Church in Worcester, South Africa

The Dutch Reformed Church in Worcester is the 14th oldest Dutch Reformed Church and the 12th oldest in the Synod of the Western Cape.

Three directions in particular have determined the history of the approximately 200-year-old Worcester congregation, namely the spiritual revival with its beneficial consequences in the social and educational fields, the interest of the congregation in the missionary cause and in the middle of the 20th century the new struggle that the church began with the problems of industrialization and steady urbanization.
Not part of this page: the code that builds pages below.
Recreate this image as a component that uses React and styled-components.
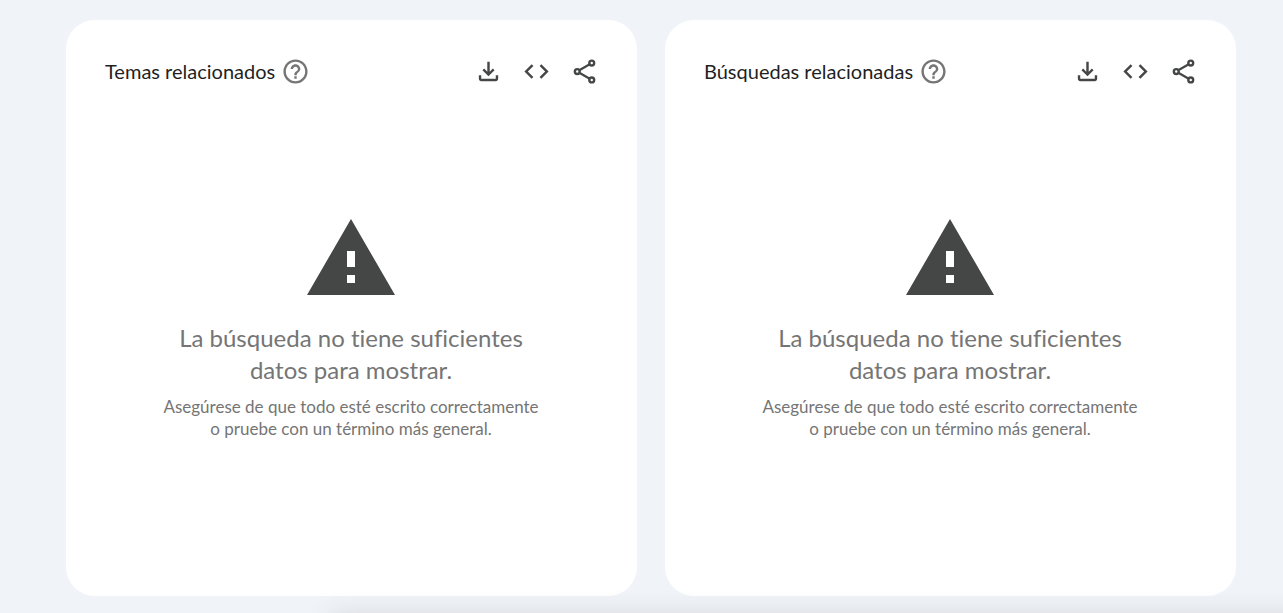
import React from 'react'
import styled, { createGlobalStyle } from 'styled-components'

const GlobalStyle = createGlobalStyle`
* {
    box-sizing: border-box;
}
body {
    margin: 0;
    background: #f0f4f9;
    font-family: 'Lato', sans-serif;
    font-variant-ligatures: none;
    overflow-x: hidden;
}
`

const Grid = styled.main`
display: grid;
grid-template-columns: 1fr 1fr;
gap: 28px;
padding: 20px 47px 17px 66px;
@media(max-width:900px){
    grid-template-columns: 1fr;
    padding: 20px;
}
`

const Card = styled.section`
min-height: 576px;
padding: 27px 29px 28px 39px;
background: #fff;
border-radius: 29px;
`

const Header = styled.header`
display: flex;
align-items: center;
height: 48px;
`

const Title = styled.h2`
margin: 0;
font-size: 20px;
font-weight: 400;
line-height: 24px;
color: #1f1f1f;
`

const Actions = styled.div`
display: flex;
margin-left: auto;
`

const IconButton = styled.button`
display: flex;
align-items: center;
justify-content: center;
width: ${(props) => (props.$help ? '40px' : '48px')};
height: 48px;
padding: 0;
border: 0;
border-radius: 50%;
background: none;
color: ${(props) => (props.$help ? '#757575' : '#444746')};
cursor: pointer;
svg {
    width: 29px;
    height: 29px;
}
`

const Empty = styled.div`
display: flex;
flex-direction: column;
align-items: center;
padding: 116px 11px 0 0;
text-align: center;
color: #757575;
`

const WarningIcon = styled.svg`
width: 96px;
height: 96px;
fill: #444746;
`

const EmptyTitle = styled.p`
margin: 15px 0 10px;
font-size: 24px;
line-height: 32px;
`

const EmptyText = styled.p`
margin: 0;
font-size: 17px;
line-height: 22px;
`

const BottomBar = styled.div`
position: fixed;
top: 100%;
left: 330px;
right: -40px;
height: 60px;
box-shadow: 0 0 24px rgba(60, 30, 40, 0.12);
pointer-events: none;
`

function HelpIcon() {
  return (
    <svg viewBox='0 0 24 24' fill='currentColor' aria-hidden='true'>
      <path d='M11 18h2v-2h-2v2zm1-16C6.48 2 2 6.48 2 12s4.48 10 10 10 10-4.48 10-10S17.52 2 12 2zm0 18c-4.41 0-8-3.59-8-8s3.59-8 8-8 8 3.59 8 8-3.59 8-8 8zm0-14c-2.21 0-4 1.79-4 4h2c0-1.1.9-2 2-2s2 .9 2 2c0 2-3 1.75-3 5h2c0-2.25 3-2.5 3-5 0-2.21-1.79-4-4-4z' />
    </svg>
  )
}

function DownloadIcon() {
  return (
    <svg viewBox='0 0 24 24' fill='currentColor' aria-hidden='true'>
      <path d='M12 16l-5-5 1.4-1.45 2.6 2.6V4h2v8.15l2.6-2.6L17 11l-5 5zm-6 4q-.825 0-1.412-.587Q4 18.825 4 18v-3h2v3h12v-3h2v3q0 .825-.587 1.413Q18.825 20 18 20H6z' />
    </svg>
  )
}

function CodeIcon() {
  return (
    <svg viewBox='0 0 24 24' fill='currentColor' aria-hidden='true'>
      <path d='M8 18l-6-6 6-6 1.425 1.425-4.6 4.6L9.4 16.6 8 18zm8 0l-1.425-1.425 4.6-4.6L14.6 7.4 16 6l6 6-6 6z' />
    </svg>
  )
}

function ShareIcon() {
  return (
    <svg viewBox='0 0 24 24' fill='none' stroke='currentColor' strokeWidth='2' aria-hidden='true'>
      <circle cx='18' cy='5' r='2' />
      <circle cx='6' cy='12' r='2' />
      <circle cx='18' cy='19' r='2' />
      <path d='M7.7 11L16.3 6M7.7 13L16.3 18' strokeWidth='1.8' />
    </svg>
  )
}

function Widget({ title }) {
  return (
    <Card>
      <Header>
        <Title>{title}</Title>
        <IconButton $help aria-label='Ayuda'><HelpIcon /></IconButton>
        <Actions>
          <IconButton aria-label='Descargar'><DownloadIcon /></IconButton>
          <IconButton aria-label='Insertar'><CodeIcon /></IconButton>
          <IconButton aria-label='Compartir'><ShareIcon /></IconButton>
        </Actions>
      </Header>
      <Empty>
        <WarningIcon viewBox='0 0 24 24' aria-hidden='true'>
          <path d='M1 21h22L12 2 1 21zm12-3h-2v-2h2v2zm0-4h-2v-4h2v4z' />
        </WarningIcon>
        <EmptyTitle>
          La búsqueda no tiene suficientes<br />
          datos para mostrar.
        </EmptyTitle>
        <EmptyText>
          Asegúrese de que todo esté escrito correctamente<br />
          o pruebe con un término más general.
        </EmptyText>
      </Empty>
    </Card>
  )
}

function App() {
  return (
    <>
      <GlobalStyle />
      <Grid>
        <Widget title='Temas relacionados' />
        <Widget title='Búsquedas relacionadas' />
      </Grid>
      <BottomBar />
    </>
  )
}

export default App
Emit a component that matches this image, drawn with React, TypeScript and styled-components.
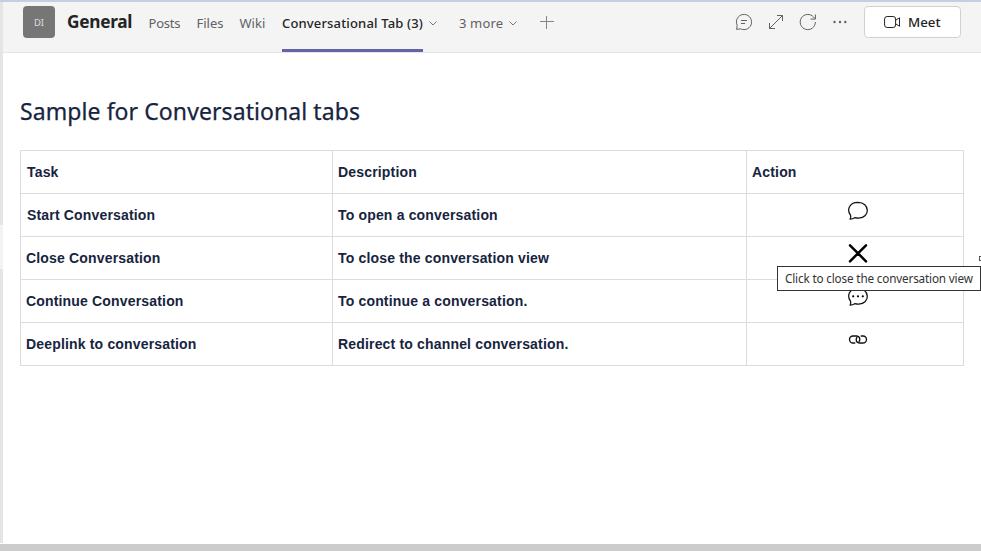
import React from "react";
import styled, { createGlobalStyle } from "styled-components";

const Global = createGlobalStyle`
  * { box-sizing: border-box; }
  html, body { margin: 0; padding: 0; overflow: hidden; background: #fff; }
  svg { display: block; flex: none; }
`;

const Page = styled.div`
  width: 981px;
  height: 551px;
  display: flex;
  flex-direction: column;
  background: #fff;
  font-family: "Noto Sans", "Segoe UI", sans-serif;
`;
const TopStrip = styled.div`
  height: 2px;
  flex: none;
  background: #c5cfe1;
`;
const Middle = styled.div`
  flex: 1;
  display: flex;
  min-height: 0;
`;
const Rail = styled.div`
  width: 3px;
  margin-bottom: 1px;
  flex: none;
  display: flex;
  flex-direction: column;
  background: #e5e5e5;
`;
const RailActive = styled.div`
  height: 44px;
  margin-top: 223px;
  background: #f3f3f3;
`;
const Panel = styled.div`
  flex: 1;
  min-width: 0;
  display: flex;
  flex-direction: column;
`;
const BottomBar = styled.div`
  height: 7px;
  flex: none;
  background: #ccc;
`;

const Header = styled.header`
  height: 51px;
  flex: none;
  display: flex;
  align-items: flex-start;
  padding: 4px 20px 0;
  background: #f4f4f4;
  border-bottom: 1px solid #e6e6e6;
`;
const Avatar = styled.div`
  width: 32px;
  height: 32px;
  border-radius: 4px;
  background: #767676;
  color: #dedede;
  font-size: 9.5px;
  line-height: 33px;
  text-align: center;
`;
const Channel = styled.h1`
  margin: 0 0 0 12px;
  width: 81.5px;
  font-size: 17.3px;
  line-height: 31px;
  font-weight: 700;
  letter-spacing: -0.3px;
  color: #242424;
  white-space: nowrap;
`;
const Tab = styled.div<{ $w: number; $active?: boolean; $ls?: number }>`
  width: ${(p) => p.$w}px;
  height: 46px;
  flex: none;
  white-space: nowrap;
  font-size: 13px;
  line-height: 35px;
  letter-spacing: ${(p) => p.$ls ?? 0}px;
  font-weight: ${(p) => (p.$active ? 500 : 400)};
  color: ${(p) => (p.$active ? "#242424" : "#616161")};
  border-bottom: 3px solid ${(p) => (p.$active ? "#6264a7" : "transparent")};
`;
const Slot = styled.div<{ $ml: number }>`
  height: 34px;
  margin-left: ${(p) => p.$ml}px;
  display: flex;
  align-items: center;
`;
const MoreTabs = styled.div`
  margin-left: 22px;
`;
const Tools = styled.div`
  margin-left: auto;
  height: 32px;
  display: flex;
  align-items: center;
  gap: 14px;
`;
const MeetButton = styled.button`
  width: 97px;
  height: 32px;
  margin-left: 1px;
  padding: 0 0 0 19px;
  display: flex;
  align-items: center;
  gap: 7px;
  border: 1px solid #d1d1d1;
  border-radius: 4px;
  background: #fff;
  color: #242424;
  font: 500 13.3px/30px "Noto Sans", sans-serif;
`;

const Content = styled.main`
  padding: 42px 17px 0;
`;
const Title = styled.h2`
  margin: 0 0 23px;
  height: 32px;
  font-size: 23px;
  line-height: 32px;
  font-weight: 400;
  letter-spacing: 0.08px;
  color: #172440;
  -webkit-text-stroke: 0.25px #172440;
  white-space: nowrap;
`;
const Table = styled.div`
  display: grid;
  grid-template-columns: 313px 414px 217px;
  grid-auto-rows: 43px;
  width: 944px;
  border-top: 1px solid #dcdcdc;
`;
const Cell = styled.div<{ $first?: boolean; $pad?: number }>`
  border-right: 1px solid #dcdcdc;
  border-bottom: 1px solid #dcdcdc;
  border-left: ${(p) => (p.$first ? "1px solid #dcdcdc" : "none")};
  padding-left: ${(p) => p.$pad ?? 5}px;
  font: 700 14px/42px "Liberation Sans", Arial, sans-serif;
  letter-spacing: 0.17px;
  color: #172440;
  white-space: nowrap;
`;
const ActionCell = styled(Cell)`
  padding: 6px 0 0 5px;
  display: flex;
  justify-content: center;
  position: relative;
`;
const Tooltip = styled.div`
  position: absolute;
  z-index: 2;
  left: 30px;
  top: 29px;
  width: 204px;
  height: 25px;
  padding-left: 7px;
  border: 1px solid #333;
  background: #fff;
  color: #333;
  font: 400 11.7px/23px "Noto Sans", sans-serif;
  letter-spacing: -0.15px;
`;
const CursorMark = styled.div`
  position: absolute;
  left: 232px;
  top: 19px;
  width: 5px;
  height: 5px;
  border: 1px solid #555;
`;

const Chevron = () => (
  <svg width="8" height="5" viewBox="0 0 8 5" fill="none" stroke="#777">
    <path d="M.5 .5 4 4 7.5 .5" />
  </svg>
);
const Plus = () => (
  <svg width="14" height="14" viewBox="0 0 14 14" fill="none" stroke="#858585">
    <path d="M0 5.5h14M6.5 -1v14" />
  </svg>
);
const ChatIcon = () => (
  <svg width="18" height="18" viewBox="0 0 18 18" fill="none" stroke="#616161">
    <path d="M1.6 16.4 2.2 12.4A7.6 7.6 0 1 1 5.6 15.8ZM6 7.5h6M6 10.5h4" strokeLinejoin="round" />
  </svg>
);
const ExpandIcon = () => (
  <svg width="18" height="18" viewBox="0 0 18 18" fill="none" stroke="#616161">
    <path d="M10 2.5h5.5V8M15.5 2.5 2.5 15.5M2.5 10v5.5H8" />
  </svg>
);
const RefreshIcon = () => (
  <svg width="18" height="18" viewBox="0 0 18 18" fill="none" stroke="#616161">
    <path d="M16.4 9A7.6 7.6 0 1 1 14.5 4L16 5.5M16.4 1.5v4.6h-4.9" />
  </svg>
);
const MoreIcon = () => (
  <svg width="18" height="18" viewBox="0 0 18 18" fill="#616161">
    <circle cx="3.5" cy="9" r="1.2" />
    <circle cx="9" cy="9" r="1.2" />
    <circle cx="14.3" cy="9" r="1.2" />
  </svg>
);
const CameraIcon = () => (
  <svg width="17" height="14" viewBox="0 0 17 14" fill="none" stroke="#242424" strokeLinejoin="round">
    <rect x=".6" y="1.5" width="11" height="11" rx="2.5" />
    <path d="M11.6 5.2 15.5 2.8v8.4l-3.9-2.4" />
  </svg>
);
const BubbleIcon = ({ dots }: { dots?: boolean }) => (
  <svg width="22" height="22" viewBox="0 0 22 22" fill="none" stroke="#111" strokeWidth="1.25">
    <path
      d="M3.1 19.2C3.8 17.7 4 16.3 3.4 15 0 10.6 1.5 2.4 11 2.3c12 .2 12.5 15.4.7 15.9-1.6.1-2.8-.2-4-.5-1.4.9-2.8 1.3-4.6 1.5Z"
      strokeLinejoin="round"
    />
    {dots && (
      <g fill="#000" stroke="none">
        <circle cx="6.2" cy="10.3" r="1.1" />
        <circle cx="11" cy="10.3" r="1.1" />
        <circle cx="15.8" cy="10.3" r="1.1" />
      </g>
    )}
  </svg>
);
const CloseIcon = () => (
  <svg width="22" height="22" viewBox="0 0 22 22" fill="none" stroke="#000" strokeWidth="2.5">
    <path d="M3 2.3 19 18.3M19 2.3 3 18.3" strokeLinecap="round" />
  </svg>
);
const LinkIcon = () => (
  <svg width="22" height="22" viewBox="0 0 22 22" fill="none" stroke="#111" strokeWidth="1.35" strokeLinecap="round">
    <path d="M7.8 14H6a3.5 3.5 0 0 1 0-7h3.6a3.5 3.5 0 0 1 3.2 3.5c0 .8-.3 1.5-.7 2" />
    <path d="M14.2 7H16a3.5 3.5 0 0 1 0 7h-3.6a3.5 3.5 0 0 1-3.2-3.5c0-.8.3-1.5.7-2" />
  </svg>
);

const rows = [
  { task: "Start Conversation", pad: 6, text: "To open a conversation", icon: <BubbleIcon /> },
  {
    task: "Close Conversation",
    pad: 5,
    text: "To close the conversation view",
    icon: <CloseIcon />,
    tip: "Click to close the conversation view",
  },
  { task: "Continue Conversation", pad: 5, text: "To continue a conversation.", icon: <BubbleIcon dots /> },
  { task: "Deeplink to conversation", pad: 5, text: "Redirect to channel conversation.", icon: <LinkIcon /> },
];

export default function App() {
  return (
    <Page>
      <Global />
      <TopStrip />
      <Middle>
        <Rail>
          <RailActive />
        </Rail>
        <Panel>
          <Header>
            <Avatar>DI</Avatar>
            <Channel>General</Channel>
            <Tab $w={48} $ls={-0.2}>Posts</Tab>
            <Tab $w={43}>Files</Tab>
            <Tab $w={42.5}>Wiki</Tab>
            <Tab $w={141} $active $ls={0.16}>
              Conversational Tab (3)
            </Tab>
            <Slot $ml={6}>
              <Chevron />
            </Slot>
            <MoreTabs>
              <Tab $w={45} $ls={0.15}>3 more</Tab>
            </MoreTabs>
            <Slot $ml={5}>
              <Chevron />
            </Slot>
            <Slot $ml={23}>
              <Plus />
            </Slot>
            <Tools>
              <ChatIcon />
              <ExpandIcon />
              <RefreshIcon />
              <MoreIcon />
              <MeetButton>
                <CameraIcon />
                Meet
              </MeetButton>
            </Tools>
          </Header>
          <Content>
            <Title>Sample for Conversational tabs</Title>
            <Table>
              <Cell $first $pad={6}>Task</Cell>
              <Cell>Description</Cell>
              <Cell>Action</Cell>
              {rows.map((row) => (
                <React.Fragment key={row.task}>
                  <Cell $first $pad={row.pad}>{row.task}</Cell>
                  <Cell>{row.text}</Cell>
                  <ActionCell>
                    {row.icon}
                    {row.tip && <Tooltip role="tooltip">{row.tip}</Tooltip>}
                    {row.tip && <CursorMark />}
                  </ActionCell>
                </React.Fragment>
              ))}
            </Table>
          </Content>
        </Panel>
      </Middle>
      <BottomBar />
    </Page>
  );
}
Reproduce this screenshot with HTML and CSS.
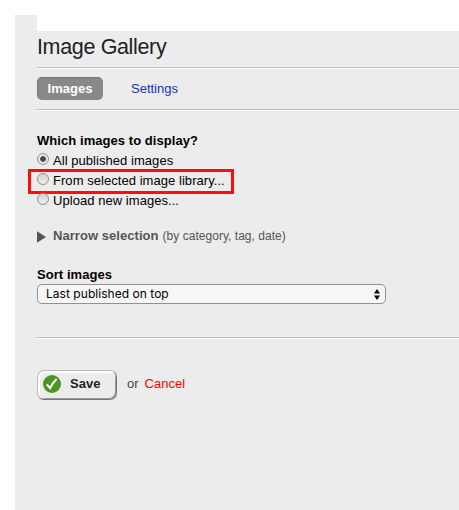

The congregation was founded on 25 January 1821, three years after the town was founded on the farms Langerug and Roode Draai. The congregation went through its formative years under the leadership of Rev. Henry Sutherland, who served the congregation for 36 years. Then the church building (consecrated on 3 February 1832) and parsonage were erected and the beautiful pulpit, carved by two De Vos brothers, was donated to the congregation. Although not an outstanding scholar, Rev. Sutherland excelled in the prayer life, piety and gentleness, which were the hallmark of the Scottish ministers.

The arrival of Rev. Andrew Murray preceded the revival, but only after his departure, in the days of his brother William, was the lasting fruit seen. In 1875 the Worcester Seminary for young girls was opened, which developed into the Girls' School with nine hundred girls. Rev. William Murray was attracted to the plight of the deaf and blind, and six years later a school for such was opened under the direction of Mr. B.J.G. de la Bat. When the number of blind pupils increased, a separate school for the blind was established with Mr. M.J. Besselaar at the head.

The congregation played a large part in the Foreign Mission. Rev. Murray encouraged the youth to give themselves to the Missionary Cause. His own son, Dr. William Murray, became a leader in Nyasaland (Malawi) and Rev. J.G. Botha in the Sudan. For the large number of young Boer prisoners of war who returned from St. Helena, and wanted to devote their lives to the Missionary Cause, a training school was established in the Old Drosdy under the leadership of Rev. A.F. Louw. The congregation was also one of the first to build a purpose-built hall for Sunday school work.

From the Great Depression (1929–32) to after the Second World War (1939–45), life in Worcester changed dramatically. The membership more than doubled, and in 1948 exceeded the five thousand mark. The town area expanded incredibly just after the war, new industries were established and the rural congregation encountered urban problems. Thus, it became necessary to establish five more congregations in the town between 1951 and 1984: Worcester-Audenberg, Worcester-Brandwag, Worcester-Noord, Worcester-Oos, Worcester-Vallei. In 1987, Worcester-De la Bat, a congregation for deaf members, also came into being.

== Sources ==
- Maeder, ds. G.A. en Zinn, Christian. 1917. Ons Kerk Album. Kaapstad: Ons Kerk Album Maatschappij Bpkt.
- Olivier, ds. P.L. (samesteller), 1952. Ons gemeentelike feesalbum. Kaapstad en Pretoria: N.G. Kerk-uitgewers.